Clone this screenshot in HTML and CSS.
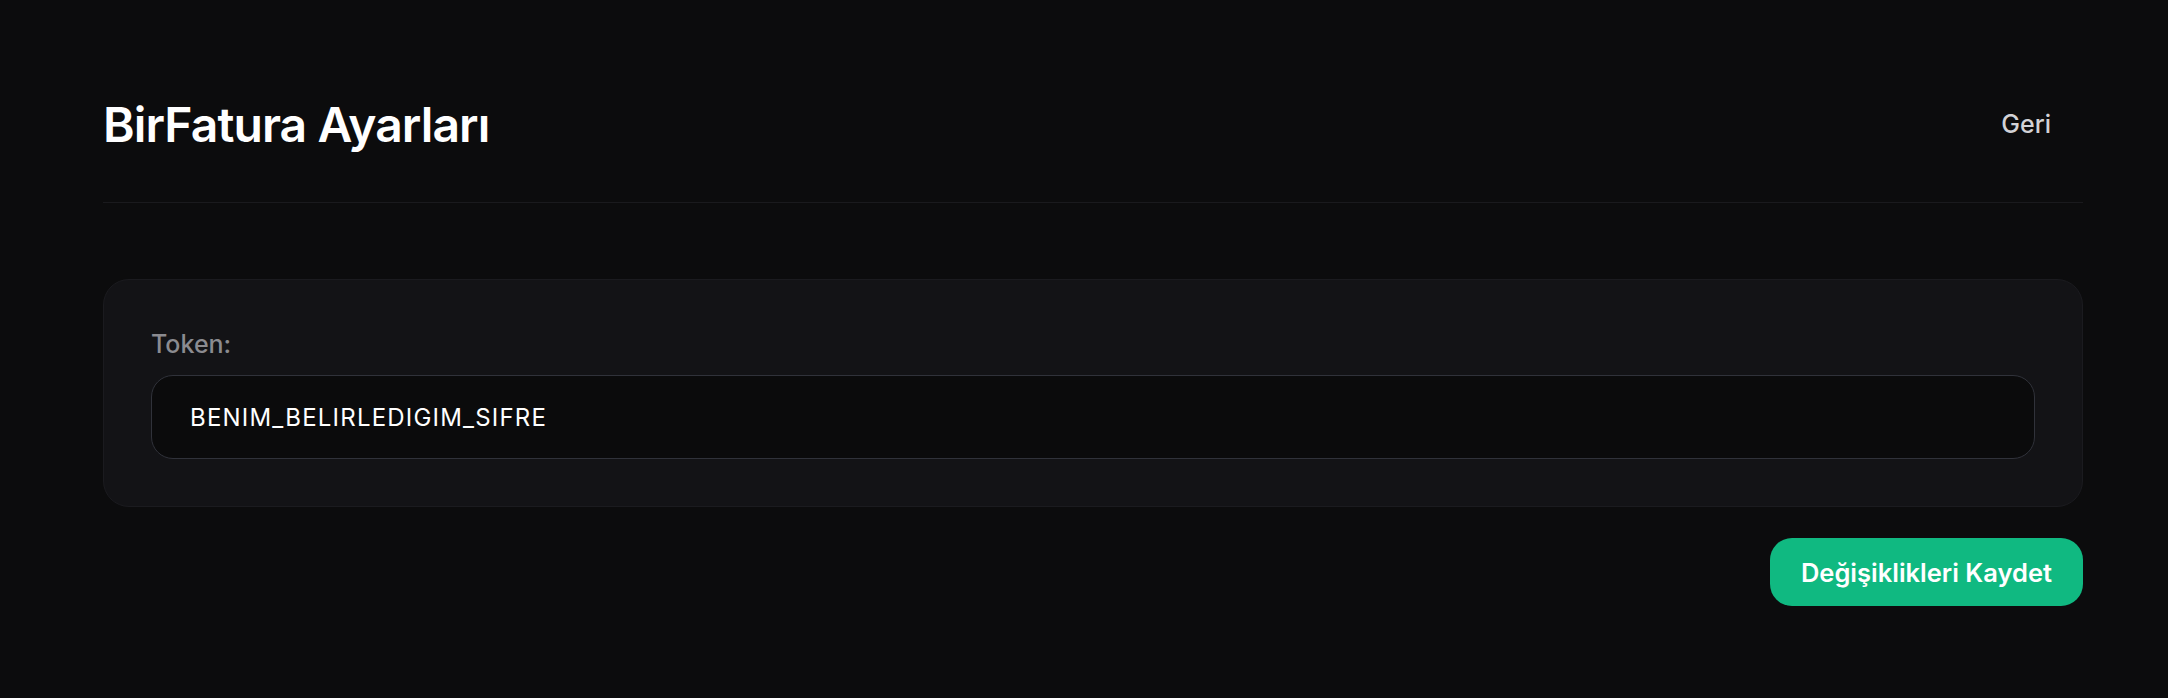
FILE: index.html
```html
<!DOCTYPE html>
<html lang="tr">
<head>
<meta charset="utf-8">
<title>BirFatura Ayarları</title>
<link rel="stylesheet" href="styles.css">
</head>
<body>
<main class="page">
  <header class="header">
    <h1 class="title">BirFatura Ayarları</h1>
    <button class="back" type="button">Geri</button>
  </header>
  <section class="card">
    <label class="label" for="token">Token:</label>
    <input id="token" class="input" type="text" value="BENIM_BELIRLEDIGIM_SIFRE">
  </section>
  <div class="actions">
    <button class="save" type="button">Değişiklikleri Kaydet</button>
  </div>
</main>
</body>
</html>
```
FILE: styles.css
```css
* { box-sizing: border-box; }
html, body {
  margin: 0;
  background: #0c0c0d;
  font-family: Inter, "Noto Sans", sans-serif;
  color: #fff;
}
.page {
  padding: 96px 85px 0 103px;
}
.header {
  display: flex;
  justify-content: space-between;
  align-items: center;
  padding-bottom: 48px;
  border-bottom: 1px solid #1a1a1d;
}
.title {
  margin: 0;
  font-size: 48px;
  line-height: 1.2;
  font-weight: 600;
  letter-spacing: -0.9px;
  color: #fff;
}
.back {
  background: transparent;
  border: 0;
  color: #d2d2d6;
  font-family: inherit;
  font-size: 25px;
  font-weight: 500;
  padding: 10px 32px;
  line-height: 1.4;
}
.card {
  margin-top: 76px;
  background: #131316;
  border: 1px solid #1b1b1f;
  border-radius: 26px;
  padding: 46px 47px 47px 47px;
  display: flex;
  flex-direction: column;
}
.label {
  font-size: 25px;
  line-height: 1.5;
  font-weight: 500;
  color: #8b8b90;
  margin-bottom: 12px;
}
.input {
  height: 84px;
  width: 100%;
  background: #0b0b0c;
  border: 1.5px solid #30323a;
  border-radius: 22px;
  padding: 0 38px;
  color: #fff;
  font-family: inherit;
  font-size: 24px;
  letter-spacing: 1.2px;
  outline: none;
}
.actions {
  display: flex;
  justify-content: flex-end;
  margin-top: 31px;
}
.save {
  height: 68px;
  padding: 0 31px;
  background: #10b981;
  color: #fff;
  border: 0;
  border-radius: 22px;
  font-family: inherit;
  font-size: 25.5px;
  font-weight: 600;
}
```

☆ ☆ ☆ ☆

## [Exercise]
Reproduce all of the material exactly, apart from the pictures.

## [Finished exercise]
Clone this screenshot in HTML and CSS.
FILE: index.html
```html
<!DOCTYPE html>
<html lang="tr">
<head>
<meta charset="utf-8">
<title>BirFatura Ayarları</title>
<link rel="stylesheet" href="styles.css">
</head>
<body>
<main class="page">
  <header class="header">
    <h1 class="title">BirFatura Ayarları</h1>
    <button class="back" type="button">Geri</button>
  </header>
  <section class="card">
    <label class="label" for="token">Token:</label>
    <input id="token" class="input" type="text" value="BENIM_BELIRLEDIGIM_SIFRE">
  </section>
  <div class="actions">
    <button class="save" type="button">Değişiklikleri Kaydet</button>
  </div>
</main>
</body>
</html>
```
FILE: styles.css
```css
* { box-sizing: border-box; }
html, body {
  margin: 0;
  background: #0c0c0d;
  font-family: Inter, "Noto Sans", sans-serif;
  color: #fff;
}
.page {
  padding: 96px 85px 0 103px;
}
.header {
  display: flex;
  justify-content: space-between;
  align-items: center;
  padding-bottom: 48px;
  border-bottom: 1px solid #1a1a1d;
}
.title {
  margin: 0;
  font-size: 48px;
  line-height: 1.2;
  font-weight: 600;
  letter-spacing: -0.9px;
  color: #fff;
}
.back {
  background: transparent;
  border: 0;
  color: #d2d2d6;
  font-family: inherit;
  font-size: 25px;
  font-weight: 500;
  padding: 10px 32px;
  line-height: 1.4;
}
.card {
  margin-top: 76px;
  background: #131316;
  border: 1px solid #1b1b1f;
  border-radius: 26px;
  padding: 46px 47px 47px 47px;
  display: flex;
  flex-direction: column;
}
.label {
  font-size: 25px;
  line-height: 1.5;
  font-weight: 500;
  color: #8b8b90;
  margin-bottom: 12px;
}
.input {
  height: 84px;
  width: 100%;
  background: #0b0b0c;
  border: 1.5px solid #30323a;
  border-radius: 22px;
  padding: 0 38px;
  color: #fff;
  font-family: inherit;
  font-size: 24px;
  letter-spacing: 1.2px;
  outline: none;
}
.actions {
  display: flex;
  justify-content: flex-end;
  margin-top: 31px;
}
.save {
  height: 68px;
  padding: 0 31px;
  background: #10b981;
  color: #fff;
  border: 0;
  border-radius: 22px;
  font-family: inherit;
  font-size: 25.5px;
  font-weight: 600;
}
```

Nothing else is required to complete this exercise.